“Yang dikhawatirkan dinamika ini tidak akan menyelesaikan masalah, tapi justru akan menimbulkan problem konflik serius di Papua,” kata Al Araf, diberitakan Tempo.co.
Pengamat militer dari Institute for Security and Strategic Studies (ISESS), Khairul Fahmi mengatakan bahwa pembentukan Yonif Penyangga Daerah Rawan di Papua ini memang diharapkan bisa meredakan ketegangan sosial antara militer dengan masyarakat setempat. Selain itu, katanya, pembentukan batalion ini bisa menciptakan stabilitas wilayah melalui pembangunan ekonomi.
“Pendekatan ini bisa dianggap sebagai upaya soft approach yang fokusnya pada membangun hubungan positif dengan masyarakat,” ucap Khairul ketika dihubungi, Rabu, 2 Oktober 2024.
Namun, kata Khairul, ratusan prajurit yang ada di batalion itu juga memiliki kemampuan tempur dan berpotensi berfungsi sebagai kekuatan cadangan militer jika kondisi keamanan memburuk.
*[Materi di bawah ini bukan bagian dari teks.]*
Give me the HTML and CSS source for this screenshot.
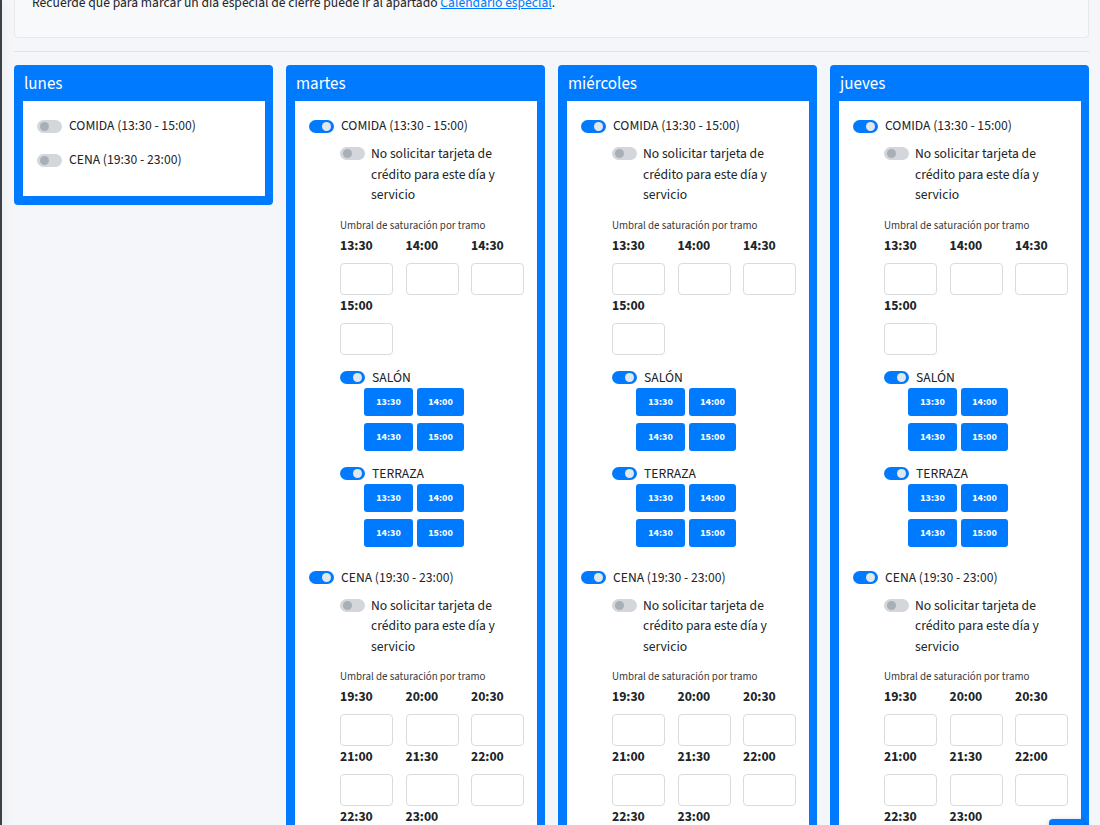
FILE: index.html
```html
<!DOCTYPE html>
<html lang="es">
<head>
<meta charset="utf-8">
<title>Horarios</title>
<link rel="stylesheet" href="styles.css">
</head>
<body>
<div class="layout">
  <aside class="sidebar"></aside>
  <main class="content">
    <div class="callout">Recuerde que para marcar un día especial de cierre puede ir al apartado <a href="#">Calendario especial</a>.</div>
    <hr class="divider">
    <div class="days">
      <section class="day">
        <h3 class="day-title">lunes</h3>
        <div class="day-body">
          <div class="service">
            <label class="switch-row"><span class="switch"></span>COMIDA (13:30 - 15:00)</label>
          </div>
          <div class="service">
            <label class="switch-row"><span class="switch"></span>CENA (19:30 - 23:00)</label>
          </div>
        </div>
      </section>

      <section class="day">
        <h3 class="day-title">martes</h3>
        <div class="day-body">
          <div class="service">
            <label class="switch-row"><span class="switch on"></span>COMIDA (13:30 - 15:00)</label>
            <div class="service-detail">
              <label class="switch-row credit"><span class="switch"></span><span class="credit-text">No solicitar tarjeta de crédito para este día y servicio</span></label>
              <div class="umbral">Umbral de saturación por tramo</div>
              <div class="slots">
                <div class="slot"><span class="slot-label">13:30</span><input class="slot-input" type="text"></div>
                <div class="slot"><span class="slot-label">14:00</span><input class="slot-input" type="text"></div>
                <div class="slot"><span class="slot-label">14:30</span><input class="slot-input" type="text"></div>
                <div class="slot"><span class="slot-label">15:00</span><input class="slot-input" type="text"></div>
              </div>
              <div class="zone">
                <label class="switch-row"><span class="switch on"></span>SALÓN</label>
                <div class="zone-times"><span class="time-btn">13:30</span><span class="time-btn">14:00</span><span class="time-btn">14:30</span><span class="time-btn">15:00</span></div>
              </div>
              <div class="zone">
                <label class="switch-row"><span class="switch on"></span>TERRAZA</label>
                <div class="zone-times"><span class="time-btn">13:30</span><span class="time-btn">14:00</span><span class="time-btn">14:30</span><span class="time-btn">15:00</span></div>
              </div>
            </div>
          </div>
          <div class="service">
            <label class="switch-row"><span class="switch on"></span>CENA (19:30 - 23:00)</label>
            <div class="service-detail">
              <label class="switch-row credit"><span class="switch"></span><span class="credit-text">No solicitar tarjeta de crédito para este día y servicio</span></label>
              <div class="umbral">Umbral de saturación por tramo</div>
              <div class="slots">
                <div class="slot"><span class="slot-label">19:30</span><input class="slot-input" type="text"></div>
                <div class="slot"><span class="slot-label">20:00</span><input class="slot-input" type="text"></div>
                <div class="slot"><span class="slot-label">20:30</span><input class="slot-input" type="text"></div>
                <div class="slot"><span class="slot-label">21:00</span><input class="slot-input" type="text"></div>
                <div class="slot"><span class="slot-label">21:30</span><input class="slot-input" type="text"></div>
                <div class="slot"><span class="slot-label">22:00</span><input class="slot-input" type="text"></div>
                <div class="slot"><span class="slot-label">22:30</span><input class="slot-input" type="text"></div>
                <div class="slot"><span class="slot-label">23:00</span><input class="slot-input" type="text"></div>
              </div>
            </div>
          </div>
        </div>
      </section>

      <section class="day">
        <h3 class="day-title">miércoles</h3>
        <div class="day-body">
          <div class="service">
            <label class="switch-row"><span class="switch on"></span>COMIDA (13:30 - 15:00)</label>
            <div class="service-detail">
              <label class="switch-row credit"><span class="switch"></span><span class="credit-text">No solicitar tarjeta de crédito para este día y servicio</span></label>
              <div class="umbral">Umbral de saturación por tramo</div>
              <div class="slots">
                <div class="slot"><span class="slot-label">13:30</span><input class="slot-input" type="text"></div>
                <div class="slot"><span class="slot-label">14:00</span><input class="slot-input" type="text"></div>
                <div class="slot"><span class="slot-label">14:30</span><input class="slot-input" type="text"></div>
                <div class="slot"><span class="slot-label">15:00</span><input class="slot-input" type="text"></div>
              </div>
              <div class="zone">
                <label class="switch-row"><span class="switch on"></span>SALÓN</label>
                <div class="zone-times"><span class="time-btn">13:30</span><span class="time-btn">14:00</span><span class="time-btn">14:30</span><span class="time-btn">15:00</span></div>
              </div>
              <div class="zone">
                <label class="switch-row"><span class="switch on"></span>TERRAZA</label>
                <div class="zone-times"><span class="time-btn">13:30</span><span class="time-btn">14:00</span><span class="time-btn">14:30</span><span class="time-btn">15:00</span></div>
              </div>
            </div>
          </div>
          <div class="service">
            <label class="switch-row"><span class="switch on"></span>CENA (19:30 - 23:00)</label>
            <div class="service-detail">
              <label class="switch-row credit"><span class="switch"></span><span class="credit-text">No solicitar tarjeta de crédito para este día y servicio</span></label>
              <div class="umbral">Umbral de saturación por tramo</div>
              <div class="slots">
                <div class="slot"><span class="slot-label">19:30</span><input class="slot-input" type="text"></div>
                <div class="slot"><span class="slot-label">20:00</span><input class="slot-input" type="text"></div>
                <div class="slot"><span class="slot-label">20:30</span><input class="slot-input" type="text"></div>
                <div class="slot"><span class="slot-label">21:00</span><input class="slot-input" type="text"></div>
                <div class="slot"><span class="slot-label">21:30</span><input class="slot-input" type="text"></div>
                <div class="slot"><span class="slot-label">22:00</span><input class="slot-input" type="text"></div>
                <div class="slot"><span class="slot-label">22:30</span><input class="slot-input" type="text"></div>
                <div class="slot"><span class="slot-label">23:00</span><input class="slot-input" type="text"></div>
              </div>
            </div>
          </div>
        </div>
      </section>

      <section class="day">
        <h3 class="day-title">jueves</h3>
        <div class="day-body">
          <div class="service">
            <label class="switch-row"><span class="switch on"></span>COMIDA (13:30 - 15:00)</label>
            <div class="service-detail">
              <label class="switch-row credit"><span class="switch"></span><span class="credit-text">No solicitar tarjeta de crédito para este día y servicio</span></label>
              <div class="umbral">Umbral de saturación por tramo</div>
              <div class="slots">
                <div class="slot"><span class="slot-label">13:30</span><input class="slot-input" type="text"></div>
                <div class="slot"><span class="slot-label">14:00</span><input class="slot-input" type="text"></div>
                <div class="slot"><span class="slot-label">14:30</span><input class="slot-input" type="text"></div>
                <div class="slot"><span class="slot-label">15:00</span><input class="slot-input" type="text"></div>
              </div>
              <div class="zone">
                <label class="switch-row"><span class="switch on"></span>SALÓN</label>
                <div class="zone-times"><span class="time-btn">13:30</span><span class="time-btn">14:00</span><span class="time-btn">14:30</span><span class="time-btn">15:00</span></div>
              </div>
              <div class="zone">
                <label class="switch-row"><span class="switch on"></span>TERRAZA</label>
                <div class="zone-times"><span class="time-btn">13:30</span><span class="time-btn">14:00</span><span class="time-btn">14:30</span><span class="time-btn">15:00</span></div>
              </div>
            </div>
          </div>
          <div class="service">
            <label class="switch-row"><span class="switch on"></span>CENA (19:30 - 23:00)</label>
            <div class="service-detail">
              <label class="switch-row credit"><span class="switch"></span><span class="credit-text">No solicitar tarjeta de crédito para este día y servicio</span></label>
              <div class="umbral">Umbral de saturación por tramo</div>
              <div class="slots">
                <div class="slot"><span class="slot-label">19:30</span><input class="slot-input" type="text"></div>
                <div class="slot"><span class="slot-label">20:00</span><input class="slot-input" type="text"></div>
                <div class="slot"><span class="slot-label">20:30</span><input class="slot-input" type="text"></div>
                <div class="slot"><span class="slot-label">21:00</span><input class="slot-input" type="text"></div>
                <div class="slot"><span class="slot-label">21:30</span><input class="slot-input" type="text"></div>
                <div class="slot"><span class="slot-label">22:00</span><input class="slot-input" type="text"></div>
                <div class="slot"><span class="slot-label">22:30</span><input class="slot-input" type="text"></div>
                <div class="slot"><span class="slot-label">23:00</span><input class="slot-input" type="text"></div>
              </div>
            </div>
          </div>
        </div>
      </section>
    </div>
  </main>
</div>
<a class="to-top" href="#" aria-label="Subir"></a>
</body>
</html>
```
FILE: styles.css
```css
html, body {
  margin: 0;
  padding: 0;
  background: #f4f6f9;
  font-family: "Source Sans Pro", "Source Sans 3", Lato, "Liberation Sans", sans-serif;
  color: #212529;
  overflow: hidden;
}

.layout {
  display: flex;
  min-height: 100vh;
}

.sidebar {
  flex: 0 0 2px;
  background: #3a4047;
  box-shadow: 2px 0 10px rgba(0, 0, 0, 0.12);
  position: relative;
  z-index: 2;
}

.content {
  flex: 1;
  padding: 0 11px 0 12px;
  margin-top: -23px;
}

.callout {
  background: #f8f9fa;
  border: 1px solid #e6e8eb;
  border-radius: 4px;
  padding: 15px 17px 24px;
  font-size: 13.6px;
  line-height: 20px;
}

.callout a {
  color: #007bff;
  text-decoration: underline;
}

.divider {
  border: 0;
  border-top: 1px solid #dfe2e6;
  margin: 13px 0 13px;
}

.days {
  display: grid;
  grid-template-columns: repeat(4, 259px);
  column-gap: 13px;
  align-items: start;
}

.day {
  background: #007bff;
  border-radius: 4px;
  padding: 0 8px 9px 9px;
}

.day-title {
  margin: 0;
  height: 36px;
  line-height: 39px;
  padding-left: 1px;
  color: #fff;
  font-size: 17px;
  font-weight: 400;
}

.day-body {
  background: #fff;
  padding: 15px 13px 12px 14px;
}

.service {
  margin-bottom: 14px;
}

.switch-row {
  display: flex;
  align-items: center;
  gap: 7px;
  font-size: 13.6px;
  line-height: 20px;
}

.switch {
  flex: 0 0 25px;
  height: 13px;
  border-radius: 7px;
  background: #d3d7db;
  position: relative;
}

.switch::after {
  content: "";
  position: absolute;
  top: 2px;
  left: 3px;
  width: 9px;
  height: 9px;
  border-radius: 50%;
  background: #a9afb6;
}

.switch.on {
  background: #007bff;
}

.switch.on::after {
  left: 13px;
  background: #e4e7ea;
}

.service-detail {
  margin: 8px 0 0 31px;
  padding-bottom: 7px;
}

.switch-row.credit {
  align-items: flex-start;
  gap: 6px;
  line-height: 20.5px;
}

.switch-row.credit .switch {
  margin-top: 3px;
}

.credit-text {
  width: 150px;
}

.umbral {
  margin-top: 12px;
  font-size: 10.9px;
  line-height: 16px;
  color: #343a40;
}

.slots {
  margin-top: 1px;
  display: grid;
  grid-template-columns: repeat(3, 53px);
  column-gap: 12.5px;
  row-gap: 0;
}

.slot {
  display: flex;
  flex-direction: column;
}

.slot-label {
  font-size: 13.6px;
  font-weight: 700;
  line-height: 21px;
  white-space: nowrap;
}

.slot-input {
  margin-top: 7px;
  box-sizing: border-box;
  width: 53px;
  height: 32px;
  border: 1px solid #d8dce1;
  border-radius: 4px;
  background: #fff;
  padding: 0;
}

.zone {
  margin-top: 13px;
}

.zone-times {
  margin-left: 24px;
  display: grid;
  grid-template-columns: 49px 47px;
  column-gap: 4px;
  row-gap: 7px;
}

.time-btn {
  height: 28px;
  line-height: 28px;
  border-radius: 3px;
  background: #007bff;
  color: #fff;
  font-size: 10.2px;
  font-weight: 700;
  text-align: center;
}

.to-top {
  position: fixed;
  right: 16px;
  top: 819px;
  width: 35px;
  height: 40px;
  background: #007bff;
  border-radius: 4px;
  box-shadow: 0 2px 6px rgba(0, 0, 0, 0.25);
}
```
Menurut dia, hal semacam itu bisa menciptakan risiko yang lebih besar, apabila pendekatan militer lebih mendominasi.
“Dalam konteks Papua, kehadiran militer yang lebih dominan dapat memperburuk ketegangan yang ada,” ucapnya.
Selain itu, adanya stigma masyarakat Papua terhadap keberadaan militer di wilayah rawan justru menciptakan perasaan diawasi. Situasi ini, menurut dia, membuat warga Papua merasa tertekan dan tidak aman. “Penggunaan kekuatan yang tidak proporsional dalam situasi kritis bisa memperburuk citra TNI di mata warga (Papua),” ujar Khairul.